The gun was unmistakable to plainclothes officers from the 52nd Precinct. They just didn’t expect to see it in the waistband of a 13-year-old boy the evening of April 9.
But it happened in the area of East 182nd Street and Jerome Avenue in Fordham Heights at the tip of the Five-Two’s jurisdiction abutting the 46th Precinct. Gun arrests are no stranger to this area, but the age of the kid had some residents pausing: why would a little kid be carrying a gun?
The image of the gun can be seen on 52nd Precinct’s Twitter page. The case is making its way through Bronx Family Court as standard policy for minors. Had he been an adult, the young suspect could have faced any amount of hard time starting at three and half years or even the maximum sentence of 15 years for criminal possession of a weapon.
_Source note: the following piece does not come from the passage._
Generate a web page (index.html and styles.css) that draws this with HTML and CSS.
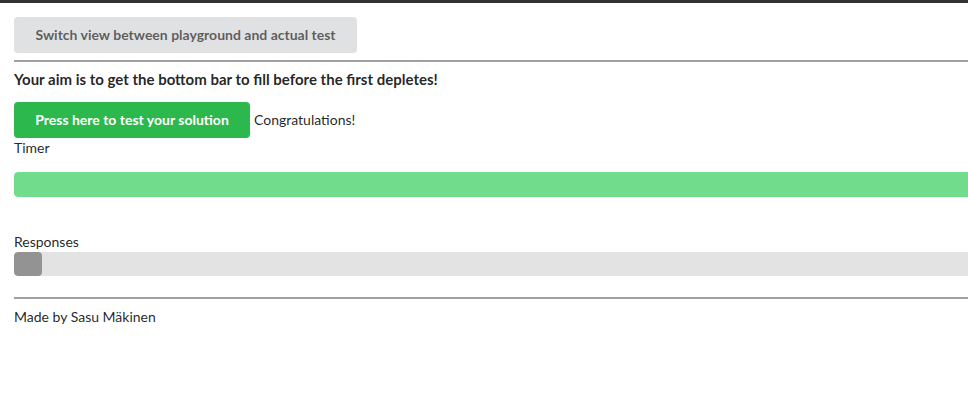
FILE: index.html
```html
<!DOCTYPE html>
<html>
<head>
<meta charset="utf-8">
<link rel="stylesheet" href="styles.css">
</head>
<body>
<div class="topline"></div>
<div class="page">
  <button class="btn btn-grey">Switch view between playground and actual test</button>
  <hr class="rule rule-top">
  <h4 class="aim">Your aim is to get the bottom bar to fill before the first depletes!</h4>
  <div class="actions">
    <button class="btn btn-green">Press here to test your solution</button>
    <span class="msg">Congratulations!</span>
  </div>
  <div class="label">Timer</div>
  <div class="bar bar-timer"><div class="fill fill-timer" style="width:100%"></div></div>
  <div class="label label-resp">Responses</div>
  <div class="bar bar-resp"><div class="fill fill-resp" style="width:28px"></div></div>
  <hr class="rule rule-bottom">
  <div class="footer">Made by Sasu Mäkinen</div>
</div>
</body>
</html>
```
FILE: styles.css
```css
html, body {
  margin: 0;
  padding: 0;
  overflow: hidden;
  background: #fff;
}
body {
  font-family: Lato, "Open Sans", sans-serif;
  font-size: 14px;
  color: rgba(0,0,0,0.87);
  line-height: 1.2857;
}
.topline {
  height: 3px;
  background: #333;
}
.page {
  padding: 14px 0 0 14px;
  width: 1100px;
}
.btn {
  font-family: Lato, "Open Sans", sans-serif;
  font-size: 14px;
  font-weight: 700;
  border: none;
  border-radius: 4px;
  height: 36px;
  padding: 0 21px;
  line-height: 1;
  display: block;
  cursor: pointer;
}
.btn-grey {
  background: #e0e1e2;
  color: rgba(0,0,0,0.6);
  width: 343px;
}
.btn-green {
  background: #2cb84c;
  color: #fff;
  width: 236px;
}
.rule {
  border: none;
  border-top: 2px solid #a0a0a0;
  margin: 0;
  height: 0;
}
.rule-top { margin-top: 7px; }
.aim {
  margin: 8px 0 0 0;
  font-size: 15px;
  font-weight: 700;
  line-height: 18px;
}
.actions {
  margin-top: 14px;
  display: flex;
  align-items: center;
  gap: 4px;
}
.msg { font-size: 14px; }
.label {
  font-size: 14px;
  line-height: 18px;
  margin-top: 1px;
}
.bar {
  height: 25px;
  border-radius: 4px 0 0 4px;
  overflow: hidden;
}
.bar-timer {
  margin-top: 15px;
}
.fill {
  height: 100%;
  border-radius: 4px;
}
.fill-timer { background: #70dc8c; }
.label-resp { margin-top: 36px; }
.bar-resp {
  margin-top: 1px;
  background: #e3e3e3;
  height: 24px;
}
.fill-resp { background: #939393; }
.rule-bottom { margin-top: 21px; }
.footer {
  margin-top: 9px;
  line-height: 18px;
}
```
“I hope this child one day recognizes how fortunate he was to have been stopped by professional law enforcement officers before he made any potentially life altering decisions,” said Deputy Inspector Thomas Alps, commanding officer of the 52nd Precinct.
Why this young child was carrying a gun is still unknown. One expert and even residents say the suspect could have been used as a decoy.
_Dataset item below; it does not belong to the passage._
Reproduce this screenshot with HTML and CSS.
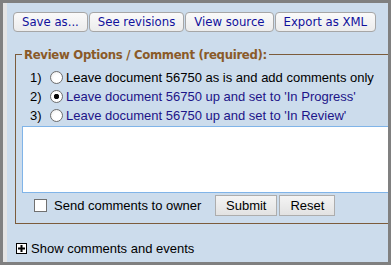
FILE: index.html
```html
<!DOCTYPE html>
<html>
<head>
<meta charset="utf-8">
<link rel="stylesheet" href="styles.css">
</head>
<body>
<div class="frame">
  <div class="panel">
    <div class="toolbar">
      <button class="tbtn">Save as...</button>
      <button class="tbtn">See revisions</button>
      <button class="tbtn">View source</button>
      <button class="tbtn">Export as XML</button>
    </div>
    <fieldset class="review">
      <legend class="legend">Review Options / Comment (required):</legend>
      <div class="options">
        <label class="opt"><span class="num">1)</span><input type="radio" name="st" class="radio"><span class="txt">Leave document 56750 as is and add comments only</span></label>
        <label class="opt blue"><span class="num">2)</span><input type="radio" name="st" class="radio" checked><span class="txt">Leave document 56750 up and set to 'In Progress'</span></label>
        <label class="opt blue"><span class="num">3)</span><input type="radio" name="st" class="radio"><span class="txt">Leave document 56750 up and set to 'In Review'</span></label>
      </div>
      <textarea class="comment"></textarea>
      <div class="actions">
        <label class="send"><input type="checkbox" class="check"><span>Send comments to owner</span></label>
        <button class="abtn">Submit</button>
        <button class="abtn">Reset</button>
      </div>
    </fieldset>
    <div class="show">
      <svg class="plus" width="11" height="11" viewBox="0 0 11 11"><rect x="0.5" y="0.5" width="10" height="10" fill="#fff" stroke="#000"/><rect x="2" y="4.5" width="7" height="2" fill="#000"/><rect x="4.5" y="2" width="2" height="7" fill="#000"/></svg>
      <span>Show comments and events</span>
    </div>
  </div>
</div>
</body>
</html>
```
FILE: styles.css
```css
html, body {
  margin: 0;
  padding: 0;
  overflow: hidden;
}
body {
  width: 391px;
  height: 265px;
  font-family: "Liberation Sans", Arial, sans-serif;
  font-size: 13px;
}
.frame {
  box-sizing: border-box;
  width: 391px;
  height: 265px;
  border: 3px solid #808080;
}
.panel {
  box-sizing: border-box;
  height: 100%;
  border-left: 4px solid #e4e4e4;
  background: #ccdcec;
  padding: 9px 0 0 6px;
  overflow: hidden;
}
.toolbar {
  display: flex;
  gap: 1px;
}
.tbtn {
  height: 20px;
  margin: 0;
  padding: 0 8px;
  font-family: "DejaVu Sans Condensed", "DejaVu Sans", sans-serif;
  font-stretch: condensed;
  font-size: 13px;
  color: #10109c;
  background: linear-gradient(#fafafa, #ececec);
  border: 1px solid #a6a6a6;
  border-radius: 4px;
  line-height: 18px;
}
.review {
  margin: 15px -30px 0 2px;
  padding: 0 0 7px 6px;
  border: 1px solid #7c5c3c;
  border-right: none;
}
.legend {
  font-family: "DejaVu Sans Condensed", "DejaVu Sans", sans-serif;
  font-stretch: condensed;
  font-weight: bold;
  font-size: 13px;
  letter-spacing: -0.3px;
  color: #8a5a28;
  padding: 0 2px;
  margin-left: 0;
  line-height: 15px;
}
.options {
  display: flex;
  flex-direction: column;
  padding: 6px 0 1px 8px;
}
.opt {
  display: flex;
  align-items: center;
  height: 19px;
  color: #000;
}
.opt.blue {
  color: #1c1488;
}
.num {
  color: #000;
  width: 12px;
}
.radio {
  appearance: none;
  -webkit-appearance: none;
  box-sizing: border-box;
  width: 13px;
  height: 13px;
  margin: 0 3px 0 8px;
  border: 1px solid #6e6e6e;
  border-radius: 50%;
  background: radial-gradient(circle at 60% 60%, #ffffff 40%, #e6e6e6 100%);
}
.radio:checked {
  background: radial-gradient(circle, #000 0, #111 2.4px, #fff 3px, #fff 100%);
}
.comment {
  display: block;
  box-sizing: border-box;
  width: 100%;
  height: 67px;
  margin: 0;
  border: 1px solid #80b4e8;
  background: #fff;
  resize: none;
}
.actions {
  display: flex;
  align-items: center;
  gap: 2px;
  padding: 2px 0 0 12px;
  height: 21px;
}
.send {
  display: flex;
  align-items: center;
  width: 179px;
}
.check {
  appearance: none;
  -webkit-appearance: none;
  box-sizing: border-box;
  width: 13px;
  height: 13px;
  margin: 0 7px 0 0;
  border: 1px solid #707070;
  background: #fff;
}
.abtn {
  height: 21px;
  margin: 0;
  padding: 0 10px;
  font-family: "Liberation Sans", Arial, sans-serif;
  font-size: 13px;
  color: #000;
  background: linear-gradient(#f4f4f4, #e2e2e2);
  border: 1px solid #adadad;
  border-radius: 0;
}
.show {
  display: flex;
  align-items: center;
  gap: 4px;
  margin: 17px 0 0 3px;
}
.plus {
  display: block;
}
```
David Caba, project manager for Bronx Rises Against Gun Violence, a subsidiary of the Good Shepherd Services nonprofit that attempts to convince gang members to renounce their ways, said this a form of protection method used by older offenders called “babyfacing.”
“A lot of times, a 13-year-old is just holding the gun for someone else in the gang, someone who‘s older so when cops come they give everything to the baby face. That’s basically what they call, give to the baby-face, because cops won’t pay attention to the other ones, they ‘re looking at the older one that they already have a history with,” said Caba.
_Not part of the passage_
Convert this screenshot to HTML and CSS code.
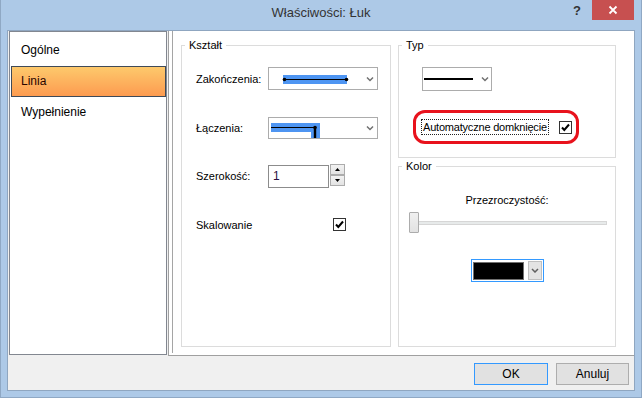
FILE: index.html
```html
<!DOCTYPE html>
<html lang="pl">
<head>
<meta charset="utf-8">
<title>Właściwości: Łuk</title>
<link rel="stylesheet" href="styles.css">
</head>
<body>
<div class="frame">
  <div class="titlebar">
    <div></div>
    <div class="title">Właściwości: Łuk</div>
    <div class="title-actions">
      <span class="help">?</span>
      <span class="close"><svg width="10" height="10" viewBox="0 0 10 10"><path d="M1.5 1.5 L8.5 8.5 M8.5 1.5 L1.5 8.5" stroke="#fff" stroke-width="1.8"/></svg></span>
    </div>
  </div>
  <div class="client">
    <div class="main">
      <ul class="nav">
        <li class="nav-item">Ogólne</li>
        <li class="nav-item selected">Linia</li>
        <li class="nav-item">Wypełnienie</li>
      </ul>
      <div class="page">
        <div class="page-inner">
          <div class="group shape">
            <span class="group-label">Kształt</span>
            <div class="row r1">
              <span class="lbl">Zakończenia:</span>
              <div class="combo wide">
                <svg width="108" height="21" viewBox="0 0 108 21">
                  <rect x="14" y="7" width="64" height="9" fill="#4e95f2"/>
                  <line x1="15" y1="11.5" x2="78" y2="11.5" stroke="#000" stroke-width="1"/>
                  <circle cx="15.5" cy="11.5" r="1.8" fill="#000"/>
                  <circle cx="77.5" cy="11.5" r="1.8" fill="#000"/>
                  <path d="M98 9.5 L101 12.5 L104 9.5" fill="none" stroke="#707070" stroke-width="1.5"/>
                </svg>
              </div>
            </div>
            <div class="row r2">
              <span class="lbl">Łączenia:</span>
              <div class="combo wide">
                <svg width="108" height="20" viewBox="0 0 108 20">
                  <rect x="2" y="5" width="49" height="9" fill="#4e95f2"/>
                  <rect x="42" y="14" width="9" height="6" fill="#4e95f2"/>
                  <line x1="2" y1="9.5" x2="46" y2="9.5" stroke="#000" stroke-width="1"/>
                  <circle cx="46" cy="9.5" r="1.8" fill="#000"/>
                  <line x1="46" y1="9.5" x2="46" y2="20" stroke="#000" stroke-width="2.4"/>
                  <path d="M98 8.5 L101 11.5 L104 8.5" fill="none" stroke="#707070" stroke-width="1.5"/>
                </svg>
              </div>
            </div>
            <div class="row r3">
              <span class="lbl">Szerokość:</span>
              <div class="spin-input">1</div>
              <div class="spin">
                <span class="spin-btn"><svg width="5" height="3" viewBox="0 0 5 3"><path d="M0 3 L2.5 0 L5 3 Z" fill="#000"/></svg></span>
                <span class="spin-btn"><svg width="5" height="3" viewBox="0 0 5 3"><path d="M0 0 L2.5 3 L5 0 Z" fill="#000"/></svg></span>
              </div>
            </div>
            <div class="row r4">
              <span class="lbl lbl-long">Skalowanie</span>
              <span class="check"><svg width="13" height="13" viewBox="0 0 13 13"><rect x="0.5" y="0.5" width="12" height="12" fill="#fff" stroke="#333"/><path d="M3 6.5 L5.3 9 L10 3.5" fill="none" stroke="#000" stroke-width="2"/></svg></span>
            </div>
          </div>
          <div class="col">
            <div class="group typ">
              <span class="group-label">Typ</span>
              <div class="combo small">
                <svg width="68" height="22" viewBox="0 0 68 22">
                  <line x1="1" y1="11" x2="50" y2="11" stroke="#000" stroke-width="2"/>
                  <path d="M59 9.5 L62 12.5 L65 9.5" fill="none" stroke="#707070" stroke-width="1.5"/>
                </svg>
              </div>
              <div class="auto">
                <span class="focus">Automatyczne domknięcie</span>
                <span class="check"><svg width="13" height="13" viewBox="0 0 13 13"><rect x="0.5" y="0.5" width="12" height="12" fill="#fff" stroke="#333"/><path d="M3 6.5 L5.3 9 L10 3.5" fill="none" stroke="#000" stroke-width="2"/></svg></span>
              </div>
            </div>
            <div class="group kolor">
              <span class="group-label">Kolor</span>
              <div class="kolor-title">Przezroczystość:</div>
              <div class="slider">
                <span class="track"></span>
                <span class="thumb"></span>
              </div>
              <div class="color-combo">
                <span class="swatch"></span>
                <span class="drop"><svg width="8" height="5" viewBox="0 0 8 5"><path d="M1 1 L4 4 L7 1" fill="none" stroke="#606060" stroke-width="1.5"/></svg></span>
              </div>
            </div>
          </div>
        </div>
      </div>
    </div>
    <div class="buttons">
      <button class="btn ok">OK</button>
      <button class="btn cancel">Anuluj</button>
    </div>
  </div>
</div>
</body>
</html>
```

FILE: styles.css
```css
* { box-sizing: border-box; }
html, body { margin: 0; padding: 0; }
body {
  width: 642px;
  height: 398px;
  overflow: hidden;
  font-family: "Liberation Sans", Arial, sans-serif;
  font-size: 11px;
  color: #000;
}
.frame {
  width: 642px;
  height: 398px;
  background: #adc9e7;
  border: 1px solid #8fa8c4;
  border-top: 0;
  display: flex;
  flex-direction: column;
}
.titlebar {
  height: 30px;
  flex: none;
  display: grid;
  grid-template-columns: 1fr auto 1fr;
  align-items: start;
}
.title {
  font-size: 13px;
  color: #333;
  padding-top: 5px;
  line-height: 16px;
}
.title-actions {
  display: flex;
  justify-content: flex-end;
  align-items: flex-start;
  padding-right: 7px;
}
.help {
  font-weight: bold;
  font-size: 13px;
  color: #333;
  margin-top: 3px;
  margin-right: 11px;
  line-height: 16px;
}
.close {
  width: 42px;
  height: 20px;
  background: #c75050;
  display: flex;
  align-items: center;
  justify-content: center;
}
.client {
  margin: 0 6px 6px 6px;
  flex: 1;
  background: #f0f0f0;
  border: 1px solid #8fa6c0;
  display: flex;
  flex-direction: column;
}
.main {
  display: flex;
  height: 325px;
  padding-left: 1px;
  gap: 1px;
}
.nav {
  width: 158px;
  height: 324px;
  margin: 0;
  padding: 3px 0 0 1px;
  list-style: none;
  background: #fff;
  border: 1px solid #828790;
  font-size: 12px;
}
.nav-item {
  height: 31px;
  line-height: 29px;
  border: 1px solid transparent;
  padding-left: 9px;
  color: #000;
}
.nav-item.selected {
  background: linear-gradient(#fdc96c, #fd9b50);
  border-color: #3f4a58;
  color: #2a0500;
}
.page {
  width: 466px;
  height: 325px;
  background: #fff;
  border-left: 1px solid #a0a0a0;
  border-bottom: 1px solid #a0a0a0;
  padding-left: 3px;
}
.page-inner {
  height: 322px;
  border-left: 1px solid #a5a5a5;
  display: flex;
  gap: 7px;
  padding: 14px 0 0 8px;
}
.group {
  position: relative;
  border: 1px solid #dcdcdc;
}
.group-label {
  position: absolute;
  top: -7px;
  left: 3px;
  padding: 0 4px;
  background: #fff;
  line-height: 13px;
}
.shape {
  width: 210px;
  height: 302px;
  padding-left: 14px;
}
.row {
  display: flex;
  align-items: center;
}
.lbl { width: 72px; }
.lbl-long { width: 137px; }
.r1 { margin-top: 21px; height: 23px; }
.r2 { margin-top: 27px; height: 22px; }
.r3 { margin-top: 25px; height: 24px; align-items: flex-start; }
.r3 .lbl { align-self: center; }
.r4 { margin-top: 30px; height: 13px; }
.combo {
  border: 1px solid #acacac;
  background: #fff;
  display: flex;
}
.combo.wide { width: 110px; height: 100%; }
.spin-input {
  margin-top: 1px;
  width: 61px;
  height: 23px;
  border: 1px solid #8c8c8c;
  padding-left: 4px;
  line-height: 21px;
  font-size: 12px;
  color: #2a1040;
}
.spin {
  display: flex;
  flex-direction: column;
  margin-left: 1px;
}
.spin-btn {
  width: 15px;
  height: 11px;
  border: 1px solid #acacac;
  background: linear-gradient(#f2f2f2, #e3e3e3);
  display: flex;
  align-items: center;
  justify-content: center;
}
.check {
  display: block;
  width: 13px;
  height: 13px;
}
.check svg { display: block; }
.col {
  display: flex;
  flex-direction: column;
  gap: 8px;
}
.typ {
  width: 218px;
  height: 113px;
}
.combo.small {
  width: 70px;
  height: 24px;
  margin: 21px 0 0 23px;
}
.auto {
  margin: 19px 0 0 14px;
  width: 166px;
  height: 34px;
  border: 3px solid #e8121c;
  border-radius: 12px;
  display: flex;
  align-items: center;
  padding: 0 4px 0 5px;
}
.focus {
  border: 1px dotted #222;
  height: 16px;
  line-height: 14px;
  padding: 0 1px;
  letter-spacing: -0.2px;
}
.auto .check { margin-left: auto; }
.kolor {
  width: 218px;
  height: 181px;
  display: flex;
  flex-direction: column;
}
.kolor-title {
  margin-top: 27px;
  text-align: center;
  line-height: 13px;
  font-size: 11px;
}
.slider {
  margin: 5px 8px 0 10px;
  height: 21px;
  display: grid;
}
.track {
  grid-area: 1 / 1;
  align-self: center;
  margin-left: 2px;
  height: 4px;
  background: #e7eaea;
  border: 1px solid #d6d6d6;
}
.thumb {
  grid-area: 1 / 1;
  justify-self: start;
  width: 10px;
  height: 21px;
  background: linear-gradient(#f0f0f0, #e2e2e2);
  border: 1px solid #acacac;
  border-radius: 1px;
}
.color-combo {
  margin: 26px auto 0;
  width: 73px;
  height: 23px;
  border: 1px solid #3399ff;
  display: flex;
  align-items: center;
  padding: 0 1px;
  background: #fff;
}
.swatch {
  width: 53px;
  height: 18px;
  background: #000;
  border: 1px solid #707070;
}
.drop {
  margin-left: 4px;
  width: 14px;
  height: 19px;
  background: #e4e4e4;
  border: 1px solid #c0c0c0;
  display: flex;
  align-items: center;
  justify-content: center;
}
.buttons {
  display: flex;
  justify-content: flex-end;
  gap: 8px;
  padding: 7px 5px 0 0;
}
.btn {
  height: 22px;
  font-family: "Liberation Sans", Arial, sans-serif;
  font-size: 12px;
  color: #000;
  background: #e1e1e1;
  border: 1px solid #adadad;
  padding: 0;
  margin: 0;
}
.btn.ok { width: 74px; border-color: #3399ff; }
.btn.cancel { width: 73px; }
```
Even with this early arrest of the young suspect, residents still feel a need for more protection in the neighborhood. “They need to bring more police here,” Chalina Moore, a local resident, said.
Marvin, a neighborhood resident who declined to give his last name, worries over gang influence permeating around the neighborhood youth. “The big ones have the little ones with them, and they do some stupid stuff, and they don’t have no respect,”
Armando Vernon, a friend of Marvin’s and neighboring resident of where the arrest happened, finds his block to be very quiet, but just a few block away it’s a different story.
“Turn the corner in another direction, 183rd [Street] is a different world,” Vernon said.